- _STORED RECORDS_:
= = = =

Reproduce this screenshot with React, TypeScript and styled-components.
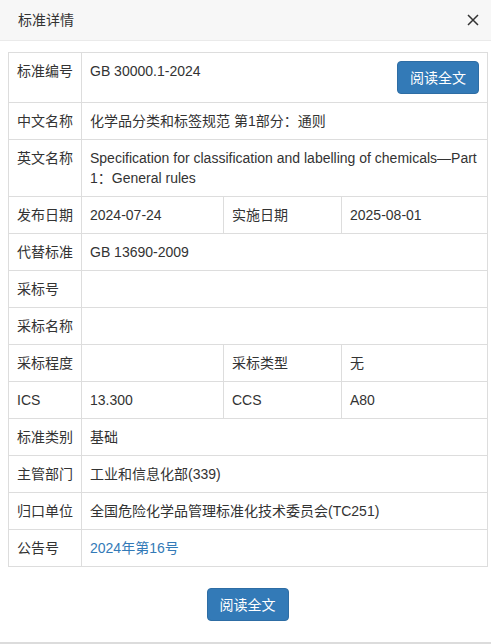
import React from "react";
import styled, { createGlobalStyle } from "styled-components";

const GlobalStyle = createGlobalStyle`
  html, body {
    margin: 0;
    padding: 0;
    background: #fff;
  }
  body {
    font-family: "Liberation Sans", Arial, "Noto Sans CJK SC", sans-serif;
    font-size: 14px;
    color: #333;
  }
`;

const Modal = styled.div`
  width: 491px;
  height: 644px;
  box-sizing: border-box;
  background: #fff;
  display: flex;
  flex-direction: column;
  border-bottom: 2px solid #dcdcdc;
`;

const Header = styled.div`
  height: 41px;
  box-sizing: border-box;
  padding: 0 8px 0 18px;
  background: #f7f7f7;
  border-bottom: 1px solid #eaeaea;
  display: flex;
  align-items: center;
  justify-content: space-between;
`;

const Title = styled.span`
  font-size: 14px;
  line-height: 20px;
  color: #333;
`;

const CloseButton = styled.button`
  width: 20px;
  height: 20px;
  padding: 0;
  border: 0;
  background: transparent;
  display: flex;
  align-items: center;
  justify-content: center;
  cursor: pointer;
`;

const Body = styled.div`
  padding: 11px 4px 0 8px;
`;

const Table = styled.table`
  width: 479px;
  border-collapse: collapse;
  table-layout: fixed;
`;

const Cell = styled.td<{ $label?: boolean }>`
  border: 1px solid #ddd;
  padding: 8px 8px;
  line-height: 20px;
  vertical-align: top;
  color: #333;
  white-space: ${(p) => (p.$label ? "nowrap" : "normal")};
`;

const Link = styled.a`
  color: #337ab7;
  text-decoration: none;
`;

const PrimaryButton = styled.button<{ $float?: boolean }>`
  float: ${(p) => (p.$float ? "right" : "none")};
  width: 82px;
  height: 33px;
  padding: 0;
  border: 1px solid #2e6da4;
  border-radius: 4px;
  background: #337ab7;
  color: #fff;
  font-family: inherit;
  font-size: 14px;
  line-height: 20px;
  cursor: pointer;
`;

const Footer = styled.div`
  display: flex;
  justify-content: center;
  padding: 21px 4px 0 8px;
`;

interface Row {
  label: string;
  value?: React.ReactNode;
  label2?: string;
  value2?: React.ReactNode;
}

const rows: Row[] = [
  { label: "中文名称", value: "化学品分类和标签规范 第1部分：通则" },
  {
    label: "英文名称",
    value:
      "Specification for classification and labelling of chemicals—Part 1：General rules",
  },
  { label: "发布日期", value: "2024-07-24", label2: "实施日期", value2: "2025-08-01" },
  { label: "代替标准", value: "GB 13690-2009" },
  { label: "采标号" },
  { label: "采标名称" },
  { label: "采标程度", value: "", label2: "采标类型", value2: "无" },
  { label: "ICS", value: "13.300", label2: "CCS", value2: "A80" },
  { label: "标准类别", value: "基础" },
  { label: "主管部门", value: "工业和信息化部(339)" },
  { label: "归口单位", value: "全国危险化学品管理标准化技术委员会(TC251)" },
  { label: "公告号", value: <Link href="#">2024年第16号</Link> },
];

function CloseIcon() {
  return (
    <svg width="12" height="12" viewBox="0 0 12 12">
      <path d="M1 1 L11 11 M11 1 L1 11" stroke="#333" strokeWidth="1.5" />
    </svg>
  );
}

function App() {
  return (
    <>
      <GlobalStyle />
      <Modal>
        <Header>
          <Title>标准详情</Title>
          <CloseButton aria-label="close">
            <CloseIcon />
          </CloseButton>
        </Header>
        <Body>
          <Table>
            <colgroup>
              <col style={{ width: 73 }} />
              <col style={{ width: 142 }} />
              <col style={{ width: 118 }} />
              <col style={{ width: 146 }} />
            </colgroup>
            <tbody>
              <tr>
                <Cell $label>标准编号</Cell>
                <Cell colSpan={3}>
                  <PrimaryButton $float>阅读全文</PrimaryButton>
                  GB 30000.1-2024
                </Cell>
              </tr>
              {rows.map((row) =>
                row.label2 ? (
                  <tr key={row.label}>
                    <Cell $label>{row.label}</Cell>
                    <Cell>{row.value}</Cell>
                    <Cell $label>{row.label2}</Cell>
                    <Cell>{row.value2}</Cell>
                  </tr>
                ) : (
                  <tr key={row.label}>
                    <Cell $label>{row.label}</Cell>
                    <Cell colSpan={3}>{row.value}</Cell>
                  </tr>
                )
              )}
            </tbody>
          </Table>
        </Body>
        <Footer>
          <PrimaryButton>阅读全文</PrimaryButton>
        </Footer>
      </Modal>
    </>
  );
}

export default App;
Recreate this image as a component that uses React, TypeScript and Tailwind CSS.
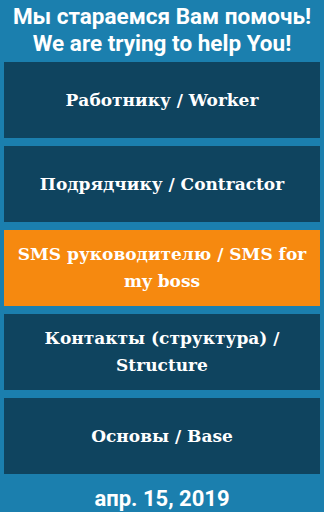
import React from 'react';

const items = [
  { label: 'Работнику / Worker', active: false },
  { label: 'Подрядчику / Contractor', active: false },
  { label: 'SMS руководителю / SMS for my boss', active: true },
  { label: 'Контакты (структура) / Structure', active: false },
  { label: 'Основы / Base', active: false },
];

export default function App() {
  return (
    <div className="w-[324px] h-[512px] bg-[#1b7fae] flex flex-col px-1 overflow-hidden">
      {/* Header */}
      <div className="h-[62px] shrink-0 flex flex-col items-center justify-center text-white font-bold text-[22.5px] leading-[27px] font-['Roboto',sans-serif] pb-[2px]">
        <div>Мы стараемся Вам помочь!</div>
        <div>We are trying to help You!</div>
      </div>

      {/* Menu */}
      <div className="flex flex-col gap-2 shrink-0">
        {items.map((item) => (
          <div
            key={item.label}
            className={`h-[76px] shrink-0 flex items-center justify-center text-center px-2 text-white font-bold text-[17px] leading-[27px] font-['DejaVu_Serif',serif] ${
              item.active ? 'bg-[#f6890f]' : 'bg-[#0f445f]'
            }`}
          >
            {item.label}
          </div>
        ))}
      </div>

      {/* Date */}
      <div className="shrink-0 pt-[12px] text-center leading-[26px] text-white font-bold text-[22px] font-['Roboto',sans-serif]">
        апр. 15, 2019
      </div>
    </div>
  );
}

= = = =

- _THE TASK_:
Give the data again exactly as written, with all pictures left out.

- _SOLUTION FOR THIS EXERCISE_:
Reproduce this screenshot with React, TypeScript and styled-components.
import React from "react";
import styled, { createGlobalStyle } from "styled-components";

const GlobalStyle = createGlobalStyle`
  html, body {
    margin: 0;
    padding: 0;
    background: #fff;
  }
  body {
    font-family: "Liberation Sans", Arial, "Noto Sans CJK SC", sans-serif;
    font-size: 14px;
    color: #333;
  }
`;

const Modal = styled.div`
  width: 491px;
  height: 644px;
  box-sizing: border-box;
  background: #fff;
  display: flex;
  flex-direction: column;
  border-bottom: 2px solid #dcdcdc;
`;

const Header = styled.div`
  height: 41px;
  box-sizing: border-box;
  padding: 0 8px 0 18px;
  background: #f7f7f7;
  border-bottom: 1px solid #eaeaea;
  display: flex;
  align-items: center;
  justify-content: space-between;
`;

const Title = styled.span`
  font-size: 14px;
  line-height: 20px;
  color: #333;
`;

const CloseButton = styled.button`
  width: 20px;
  height: 20px;
  padding: 0;
  border: 0;
  background: transparent;
  display: flex;
  align-items: center;
  justify-content: center;
  cursor: pointer;
`;

const Body = styled.div`
  padding: 11px 4px 0 8px;
`;

const Table = styled.table`
  width: 479px;
  border-collapse: collapse;
  table-layout: fixed;
`;

const Cell = styled.td<{ $label?: boolean }>`
  border: 1px solid #ddd;
  padding: 8px 8px;
  line-height: 20px;
  vertical-align: top;
  color: #333;
  white-space: ${(p) => (p.$label ? "nowrap" : "normal")};
`;

const Link = styled.a`
  color: #337ab7;
  text-decoration: none;
`;

const PrimaryButton = styled.button<{ $float?: boolean }>`
  float: ${(p) => (p.$float ? "right" : "none")};
  width: 82px;
  height: 33px;
  padding: 0;
  border: 1px solid #2e6da4;
  border-radius: 4px;
  background: #337ab7;
  color: #fff;
  font-family: inherit;
  font-size: 14px;
  line-height: 20px;
  cursor: pointer;
`;

const Footer = styled.div`
  display: flex;
  justify-content: center;
  padding: 21px 4px 0 8px;
`;

interface Row {
  label: string;
  value?: React.ReactNode;
  label2?: string;
  value2?: React.ReactNode;
}

const rows: Row[] = [
  { label: "中文名称", value: "化学品分类和标签规范 第1部分：通则" },
  {
    label: "英文名称",
    value:
      "Specification for classification and labelling of chemicals—Part 1：General rules",
  },
  { label: "发布日期", value: "2024-07-24", label2: "实施日期", value2: "2025-08-01" },
  { label: "代替标准", value: "GB 13690-2009" },
  { label: "采标号" },
  { label: "采标名称" },
  { label: "采标程度", value: "", label2: "采标类型", value2: "无" },
  { label: "ICS", value: "13.300", label2: "CCS", value2: "A80" },
  { label: "标准类别", value: "基础" },
  { label: "主管部门", value: "工业和信息化部(339)" },
  { label: "归口单位", value: "全国危险化学品管理标准化技术委员会(TC251)" },
  { label: "公告号", value: <Link href="#">2024年第16号</Link> },
];

function CloseIcon() {
  return (
    <svg width="12" height="12" viewBox="0 0 12 12">
      <path d="M1 1 L11 11 M11 1 L1 11" stroke="#333" strokeWidth="1.5" />
    </svg>
  );
}

function App() {
  return (
    <>
      <GlobalStyle />
      <Modal>
        <Header>
          <Title>标准详情</Title>
          <CloseButton aria-label="close">
            <CloseIcon />
          </CloseButton>
        </Header>
        <Body>
          <Table>
            <colgroup>
              <col style={{ width: 73 }} />
              <col style={{ width: 142 }} />
              <col style={{ width: 118 }} />
              <col style={{ width: 146 }} />
            </colgroup>
            <tbody>
              <tr>
                <Cell $label>标准编号</Cell>
                <Cell colSpan={3}>
                  <PrimaryButton $float>阅读全文</PrimaryButton>
                  GB 30000.1-2024
                </Cell>
              </tr>
              {rows.map((row) =>
                row.label2 ? (
                  <tr key={row.label}>
                    <Cell $label>{row.label}</Cell>
                    <Cell>{row.value}</Cell>
                    <Cell $label>{row.label2}</Cell>
                    <Cell>{row.value2}</Cell>
                  </tr>
                ) : (
                  <tr key={row.label}>
                    <Cell $label>{row.label}</Cell>
                    <Cell colSpan={3}>{row.value}</Cell>
                  </tr>
                )
              )}
            </tbody>
          </Table>
        </Body>
        <Footer>
          <PrimaryButton>阅读全文</PrimaryButton>
        </Footer>
      </Modal>
    </>
  );
}

export default App;
Recreate this image as a component that uses React, TypeScript and Tailwind CSS.
import React from 'react';

const items = [
  { label: 'Работнику / Worker', active: false },
  { label: 'Подрядчику / Contractor', active: false },
  { label: 'SMS руководителю / SMS for my boss', active: true },
  { label: 'Контакты (структура) / Structure', active: false },
  { label: 'Основы / Base', active: false },
];

export default function App() {
  return (
    <div className="w-[324px] h-[512px] bg-[#1b7fae] flex flex-col px-1 overflow-hidden">
      {/* Header */}
      <div className="h-[62px] shrink-0 flex flex-col items-center justify-center text-white font-bold text-[22.5px] leading-[27px] font-['Roboto',sans-serif] pb-[2px]">
        <div>Мы стараемся Вам помочь!</div>
        <div>We are trying to help You!</div>
      </div>

      {/* Menu */}
      <div className="flex flex-col gap-2 shrink-0">
        {items.map((item) => (
          <div
            key={item.label}
            className={`h-[76px] shrink-0 flex items-center justify-center text-center px-2 text-white font-bold text-[17px] leading-[27px] font-['DejaVu_Serif',serif] ${
              item.active ? 'bg-[#f6890f]' : 'bg-[#0f445f]'
            }`}
          >
            {item.label}
          </div>
        ))}
      </div>

      {/* Date */}
      <div className="shrink-0 pt-[12px] text-center leading-[26px] text-white font-bold text-[22px] font-['Roboto',sans-serif]">
        апр. 15, 2019
      </div>
    </div>
  );
}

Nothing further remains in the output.